## START SUPPLIED DATA

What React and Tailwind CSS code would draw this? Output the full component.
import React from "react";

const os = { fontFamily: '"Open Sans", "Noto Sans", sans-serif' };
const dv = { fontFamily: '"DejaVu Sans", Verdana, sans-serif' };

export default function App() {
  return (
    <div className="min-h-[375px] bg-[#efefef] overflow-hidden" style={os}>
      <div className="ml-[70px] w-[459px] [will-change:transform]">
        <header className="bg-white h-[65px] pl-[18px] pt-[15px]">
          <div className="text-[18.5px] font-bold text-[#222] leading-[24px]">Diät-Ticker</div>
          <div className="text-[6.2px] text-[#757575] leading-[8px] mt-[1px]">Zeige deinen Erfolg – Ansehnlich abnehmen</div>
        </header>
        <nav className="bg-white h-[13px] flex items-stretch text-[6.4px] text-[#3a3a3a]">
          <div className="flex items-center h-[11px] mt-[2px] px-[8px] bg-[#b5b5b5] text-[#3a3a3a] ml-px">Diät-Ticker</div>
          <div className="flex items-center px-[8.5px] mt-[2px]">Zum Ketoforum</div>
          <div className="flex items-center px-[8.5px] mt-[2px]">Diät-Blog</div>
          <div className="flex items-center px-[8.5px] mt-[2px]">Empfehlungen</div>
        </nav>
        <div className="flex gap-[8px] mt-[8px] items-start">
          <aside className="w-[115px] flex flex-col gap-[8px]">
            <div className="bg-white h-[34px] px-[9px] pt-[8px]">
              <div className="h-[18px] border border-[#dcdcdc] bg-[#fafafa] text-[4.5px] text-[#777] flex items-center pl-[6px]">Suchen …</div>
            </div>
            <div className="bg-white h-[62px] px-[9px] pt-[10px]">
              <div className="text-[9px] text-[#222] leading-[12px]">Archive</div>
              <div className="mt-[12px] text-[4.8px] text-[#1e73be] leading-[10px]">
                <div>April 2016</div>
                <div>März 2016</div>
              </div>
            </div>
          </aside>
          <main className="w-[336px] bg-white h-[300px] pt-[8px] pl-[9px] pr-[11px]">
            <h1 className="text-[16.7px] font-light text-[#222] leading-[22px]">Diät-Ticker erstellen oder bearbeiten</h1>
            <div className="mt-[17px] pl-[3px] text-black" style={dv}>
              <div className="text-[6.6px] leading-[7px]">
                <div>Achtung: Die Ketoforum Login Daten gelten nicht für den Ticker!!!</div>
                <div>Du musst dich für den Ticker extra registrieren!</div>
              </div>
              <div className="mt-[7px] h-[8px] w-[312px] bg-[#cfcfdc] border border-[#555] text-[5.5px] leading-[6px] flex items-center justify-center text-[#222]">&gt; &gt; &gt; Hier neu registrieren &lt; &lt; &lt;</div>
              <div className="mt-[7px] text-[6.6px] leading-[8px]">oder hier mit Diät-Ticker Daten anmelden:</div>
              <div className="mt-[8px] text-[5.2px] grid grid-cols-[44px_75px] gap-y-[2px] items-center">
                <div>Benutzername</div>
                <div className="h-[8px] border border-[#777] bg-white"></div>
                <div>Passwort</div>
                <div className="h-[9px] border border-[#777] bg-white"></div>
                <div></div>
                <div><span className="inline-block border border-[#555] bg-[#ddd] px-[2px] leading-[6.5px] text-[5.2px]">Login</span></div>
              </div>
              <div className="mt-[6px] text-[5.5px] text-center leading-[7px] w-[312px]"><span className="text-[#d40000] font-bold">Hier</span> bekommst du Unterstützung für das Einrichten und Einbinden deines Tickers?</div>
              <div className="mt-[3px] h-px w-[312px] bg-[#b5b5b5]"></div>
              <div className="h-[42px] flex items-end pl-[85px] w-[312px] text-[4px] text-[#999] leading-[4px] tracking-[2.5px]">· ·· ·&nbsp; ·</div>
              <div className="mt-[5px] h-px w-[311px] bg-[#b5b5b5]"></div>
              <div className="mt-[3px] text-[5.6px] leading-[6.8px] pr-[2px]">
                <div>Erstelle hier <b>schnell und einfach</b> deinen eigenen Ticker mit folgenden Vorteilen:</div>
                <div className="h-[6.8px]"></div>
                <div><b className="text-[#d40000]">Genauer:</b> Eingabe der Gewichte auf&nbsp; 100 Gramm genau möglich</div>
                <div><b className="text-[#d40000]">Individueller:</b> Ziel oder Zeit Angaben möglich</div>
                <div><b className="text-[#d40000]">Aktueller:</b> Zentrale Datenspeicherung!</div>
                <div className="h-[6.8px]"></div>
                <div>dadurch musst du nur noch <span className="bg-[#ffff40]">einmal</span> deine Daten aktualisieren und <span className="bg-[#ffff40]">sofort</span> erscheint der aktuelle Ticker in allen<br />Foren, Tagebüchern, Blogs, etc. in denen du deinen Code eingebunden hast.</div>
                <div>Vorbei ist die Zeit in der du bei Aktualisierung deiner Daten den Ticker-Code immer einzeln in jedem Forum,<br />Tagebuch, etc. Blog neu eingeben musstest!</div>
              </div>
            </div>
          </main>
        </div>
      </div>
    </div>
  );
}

## END SUPPLIED DATA

Print the material verbatim, all of it.

FULL RESPONSE:
What React and Tailwind CSS code would draw this? Output the full component.
import React from "react";

const os = { fontFamily: '"Open Sans", "Noto Sans", sans-serif' };
const dv = { fontFamily: '"DejaVu Sans", Verdana, sans-serif' };

export default function App() {
  return (
    <div className="min-h-[375px] bg-[#efefef] overflow-hidden" style={os}>
      <div className="ml-[70px] w-[459px] [will-change:transform]">
        <header className="bg-white h-[65px] pl-[18px] pt-[15px]">
          <div className="text-[18.5px] font-bold text-[#222] leading-[24px]">Diät-Ticker</div>
          <div className="text-[6.2px] text-[#757575] leading-[8px] mt-[1px]">Zeige deinen Erfolg – Ansehnlich abnehmen</div>
        </header>
        <nav className="bg-white h-[13px] flex items-stretch text-[6.4px] text-[#3a3a3a]">
          <div className="flex items-center h-[11px] mt-[2px] px-[8px] bg-[#b5b5b5] text-[#3a3a3a] ml-px">Diät-Ticker</div>
          <div className="flex items-center px-[8.5px] mt-[2px]">Zum Ketoforum</div>
          <div className="flex items-center px-[8.5px] mt-[2px]">Diät-Blog</div>
          <div className="flex items-center px-[8.5px] mt-[2px]">Empfehlungen</div>
        </nav>
        <div className="flex gap-[8px] mt-[8px] items-start">
          <aside className="w-[115px] flex flex-col gap-[8px]">
            <div className="bg-white h-[34px] px-[9px] pt-[8px]">
              <div className="h-[18px] border border-[#dcdcdc] bg-[#fafafa] text-[4.5px] text-[#777] flex items-center pl-[6px]">Suchen …</div>
            </div>
            <div className="bg-white h-[62px] px-[9px] pt-[10px]">
              <div className="text-[9px] text-[#222] leading-[12px]">Archive</div>
              <div className="mt-[12px] text-[4.8px] text-[#1e73be] leading-[10px]">
                <div>April 2016</div>
                <div>März 2016</div>
              </div>
            </div>
          </aside>
          <main className="w-[336px] bg-white h-[300px] pt-[8px] pl-[9px] pr-[11px]">
            <h1 className="text-[16.7px] font-light text-[#222] leading-[22px]">Diät-Ticker erstellen oder bearbeiten</h1>
            <div className="mt-[17px] pl-[3px] text-black" style={dv}>
              <div className="text-[6.6px] leading-[7px]">
                <div>Achtung: Die Ketoforum Login Daten gelten nicht für den Ticker!!!</div>
                <div>Du musst dich für den Ticker extra registrieren!</div>
              </div>
              <div className="mt-[7px] h-[8px] w-[312px] bg-[#cfcfdc] border border-[#555] text-[5.5px] leading-[6px] flex items-center justify-center text-[#222]">&gt; &gt; &gt; Hier neu registrieren &lt; &lt; &lt;</div>
              <div className="mt-[7px] text-[6.6px] leading-[8px]">oder hier mit Diät-Ticker Daten anmelden:</div>
              <div className="mt-[8px] text-[5.2px] grid grid-cols-[44px_75px] gap-y-[2px] items-center">
                <div>Benutzername</div>
                <div className="h-[8px] border border-[#777] bg-white"></div>
                <div>Passwort</div>
                <div className="h-[9px] border border-[#777] bg-white"></div>
                <div></div>
                <div><span className="inline-block border border-[#555] bg-[#ddd] px-[2px] leading-[6.5px] text-[5.2px]">Login</span></div>
              </div>
              <div className="mt-[6px] text-[5.5px] text-center leading-[7px] w-[312px]"><span className="text-[#d40000] font-bold">Hier</span> bekommst du Unterstützung für das Einrichten und Einbinden deines Tickers?</div>
              <div className="mt-[3px] h-px w-[312px] bg-[#b5b5b5]"></div>
              <div className="h-[42px] flex items-end pl-[85px] w-[312px] text-[4px] text-[#999] leading-[4px] tracking-[2.5px]">· ·· ·&nbsp; ·</div>
              <div className="mt-[5px] h-px w-[311px] bg-[#b5b5b5]"></div>
              <div className="mt-[3px] text-[5.6px] leading-[6.8px] pr-[2px]">
                <div>Erstelle hier <b>schnell und einfach</b> deinen eigenen Ticker mit folgenden Vorteilen:</div>
                <div className="h-[6.8px]"></div>
                <div><b className="text-[#d40000]">Genauer:</b> Eingabe der Gewichte auf&nbsp; 100 Gramm genau möglich</div>
                <div><b className="text-[#d40000]">Individueller:</b> Ziel oder Zeit Angaben möglich</div>
                <div><b className="text-[#d40000]">Aktueller:</b> Zentrale Datenspeicherung!</div>
                <div className="h-[6.8px]"></div>
                <div>dadurch musst du nur noch <span className="bg-[#ffff40]">einmal</span> deine Daten aktualisieren und <span className="bg-[#ffff40]">sofort</span> erscheint der aktuelle Ticker in allen<br />Foren, Tagebüchern, Blogs, etc. in denen du deinen Code eingebunden hast.</div>
                <div>Vorbei ist die Zeit in der du bei Aktualisierung deiner Daten den Ticker-Code immer einzeln in jedem Forum,<br />Tagebuch, etc. Blog neu eingeben musstest!</div>
              </div>
            </div>
          </main>
        </div>
      </div>
    </div>
  );
}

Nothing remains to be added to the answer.